Nella cultura di casa nostra sarebbe bene considerare eroi
quei disabili che ancora oggi ricevendo scarsa considerazione da un mondo dove
non hanno scelto di nascere con disabilità che non hanno scelto di avere,
riescono a vivere una vita degna chiedendo il rispetto dei propri diritti in
quanto persone e non in quanto disabili. Chiedono di avere dei mezzi pubblici
consoni ed adeguati e non il parcheggio gratis in centro città o davanti al
centro commerciale. Accessi, ausili e pratiche burocratiche mirate a limare le
difficoltà della loro quotidianità e non
il biglietto gratuito allo stadio o ai concerti.
Stanchi di venir rappresentati, determinati a
rappresentarsi in prima persona. In una canzone scritta e incisa dal campione
di sci paralimpico Luca Maraffio, il “Kino” ripete più volte il ritornello “forse
pensano che per il fatto di essere seduti in carrozzina abbiamo perso anche la
ragione. Fanno leggi, parcheggi, ascensori, scivoli nei locali e ci dicono perfino
su che cesso dobbiamo sederci”. L’avventura della nazionale paralimpica
italiana a Londra è stata un trionfo. 28 medaglie, 10 più di Pechino 2008 (http://www.london2012.com/paralympics/medals/medal-count/).
Tra le tante ispirazioni c’è quella generata da Alex Zanardi. Per il suo essere uomo prima che campione. Al termine di ogni gara ringraziamenti al mondo. Dalla famiglia ai compagni di squadra nominati ad uno ad uno con nome e cognome. Una risposta, una foto, un sorriso per tutti e con tutti.

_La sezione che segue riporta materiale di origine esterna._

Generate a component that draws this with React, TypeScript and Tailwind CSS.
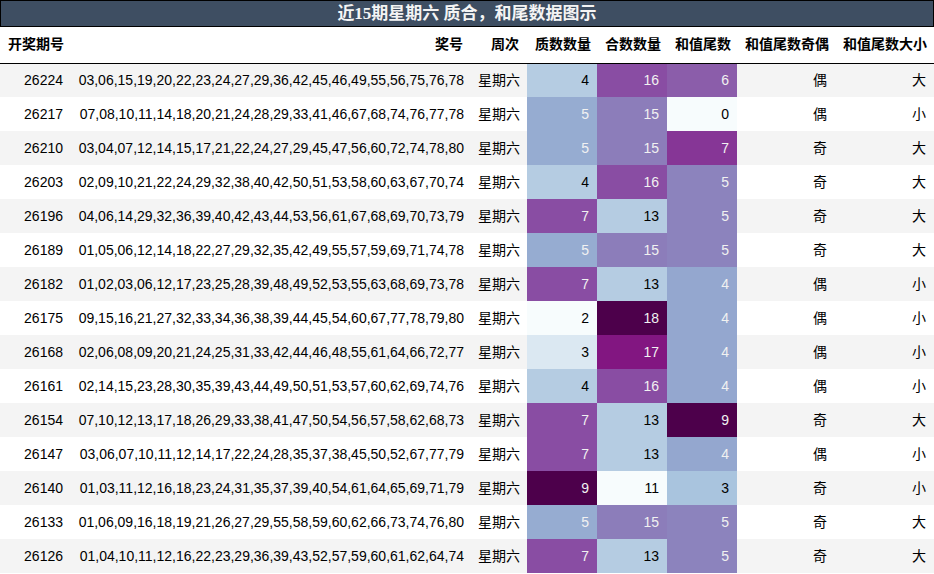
import React from 'react';

type Row = [number, string, number, number, number, string, string];

const ROWS: Row[] = [
  [26224, '03,06,15,19,20,22,23,24,27,29,36,42,45,46,49,55,56,75,76,78', 4, 16, 6, '偶', '大'],
  [26217, '07,08,10,11,14,18,20,21,24,28,29,33,41,46,67,68,74,76,77,78', 5, 15, 0, '偶', '小'],
  [26210, '03,04,07,12,14,15,17,21,22,24,27,29,45,47,56,60,72,74,78,80', 5, 15, 7, '奇', '大'],
  [26203, '02,09,10,21,22,24,29,32,38,40,42,50,51,53,58,60,63,67,70,74', 4, 16, 5, '奇', '大'],
  [26196, '04,06,14,29,32,36,39,40,42,43,44,53,56,61,67,68,69,70,73,79', 7, 13, 5, '奇', '大'],
  [26189, '01,05,06,12,14,18,22,27,29,32,35,42,49,55,57,59,69,71,74,78', 5, 15, 5, '奇', '大'],
  [26182, '01,02,03,06,12,17,23,25,28,39,48,49,52,53,55,63,68,69,73,78', 7, 13, 4, '偶', '小'],
  [26175, '09,15,16,21,27,32,33,34,36,38,39,44,45,54,60,67,77,78,79,80', 2, 18, 4, '偶', '小'],
  [26168, '02,06,08,09,20,21,24,25,31,33,42,44,46,48,55,61,64,66,72,77', 3, 17, 4, '偶', '小'],
  [26161, '02,14,15,23,28,30,35,39,43,44,49,50,51,53,57,60,62,69,74,76', 4, 16, 4, '偶', '小'],
  [26154, '07,10,12,13,17,18,26,29,33,38,41,47,50,54,56,57,58,62,68,73', 7, 13, 9, '奇', '大'],
  [26147, '03,06,07,10,11,12,14,17,22,24,28,35,37,38,45,50,52,67,77,79', 7, 13, 4, '偶', '小'],
  [26140, '01,03,11,12,16,18,23,24,31,35,37,39,40,54,61,64,65,69,71,79', 9, 11, 3, '奇', '小'],
  [26133, '01,06,09,16,18,19,21,26,27,29,55,58,59,60,62,66,73,74,76,80', 5, 15, 5, '奇', '大'],
  [26126, '01,04,10,11,12,16,22,23,29,36,39,43,52,57,59,60,61,62,64,74', 7, 13, 5, '奇', '大'],
];

// BuPu gradient, per column (min..max of that column)
const PRIME_CLS: Record<number, string> = {
  2: 'bg-[#f7fcfd] text-black',
  3: 'bg-[#dbe8f2] text-black',
  4: 'bg-[#b5cce2] text-black',
  5: 'bg-[#96acd1] text-[#f1f1f1]',
  7: 'bg-[#894da3] text-[#f1f1f1]',
  9: 'bg-[#4d004b] text-[#f1f1f1]',
};

const COMP_CLS: Record<number, string> = {
  11: 'bg-[#f7fcfd] text-black',
  13: 'bg-[#b5cce2] text-black',
  15: 'bg-[#8c7dba] text-[#f1f1f1]',
  16: 'bg-[#894da3] text-[#f1f1f1]',
  17: 'bg-[#821681] text-[#f1f1f1]',
  18: 'bg-[#4d004b] text-[#f1f1f1]',
};

const TAIL_CLS: Record<number, string> = {
  0: 'bg-[#f7fcfd] text-black',
  3: 'bg-[#a9c4de] text-black',
  4: 'bg-[#94a7cf] text-[#f1f1f1]',
  5: 'bg-[#8c83bd] text-[#f1f1f1]',
  6: 'bg-[#8b5daa] text-[#f1f1f1]',
  7: 'bg-[#863696] text-[#f1f1f1]',
  9: 'bg-[#4d004b] text-[#f1f1f1]',
};

const HEADERS = ['开奖期号', '奖号', '周次', '质数数量', '合数数量', '和值尾数', '和值尾数奇偶', '和值尾数大小'];

export default function App() {
  return (
    <div className="w-[934px] h-[574px] overflow-hidden bg-white font-['Liberation_Sans','Noto_Sans_CJK_SC',sans-serif] text-[14px] text-black">
      <div className="h-[27px] border border-black bg-[#3e4e62] flex items-center justify-center">
        <span className="font-bold text-[17px] text-[#f4f4f4] font-['Liberation_Serif','Noto_Sans_CJK_SC',serif] leading-none">
          近15期星期六 质合，和尾数据图示
        </span>
      </div>
      <table className="table-fixed border-collapse w-[934px]">
        <colgroup>
          <col className="w-[71px]" />
          <col className="w-[400px]" />
          <col className="w-[56px]" />
          <col className="w-[70px]" />
          <col className="w-[70px]" />
          <col className="w-[70px]" />
          <col className="w-[98px]" />
          <col className="w-[99px]" />
        </colgroup>
        <thead>
          <tr className="h-[36px] border-b border-black">
            {HEADERS.map((h, i) => (
              <th
                key={h}
                className={`p-0 px-2 font-bold whitespace-nowrap align-middle ${i === 0 ? 'text-left' : 'text-right'}`}
              >
                {h}
              </th>
            ))}
          </tr>
        </thead>
        <tbody>
          {ROWS.map((r, idx) => (
            <tr key={r[0]} className={`h-[34px] ${idx % 2 === 0 ? 'bg-[#f4f4f4]' : 'bg-white'}`}>
              <td className="p-0 px-2 text-right whitespace-nowrap">{r[0]}</td>
              <td className="p-0 pr-[7px] text-right whitespace-nowrap">{r[1]}</td>
              <td className="p-0 px-[7px] text-right whitespace-nowrap">星期六</td>
              <td className={`p-0 px-2 text-right ${PRIME_CLS[r[2]]}`}>{r[2]}</td>
              <td className={`p-0 px-2 text-right ${COMP_CLS[r[3]]}`}>{r[3]}</td>
              <td className={`p-0 px-2 text-right ${TAIL_CLS[r[4]]}`}>{r[4]}</td>
              <td className="p-0 px-2 text-right">{r[5]}</td>
              <td className="p-0 px-2 text-right">{r[6]}</td>
            </tr>
          ))}
        </tbody>
      </table>
    </div>
  );
}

E prima delle Paralimpiadi non un assenza ai raduni e una continua, ossessiva ricerca di migliorie per se stesso e il suo mezzo, l’handbike, che al termine di ogni gara abbraccia, bacia e ringrazia come fosse un essere umano. In una parola: esemplare.
Alle nuove generazioni non resta che cogliere queste ispirazioni e nessun altre generate dalla Paralimpiadi di Londra con lo sguardo sull’orizzonte e non fisso ognuno sui propri confini.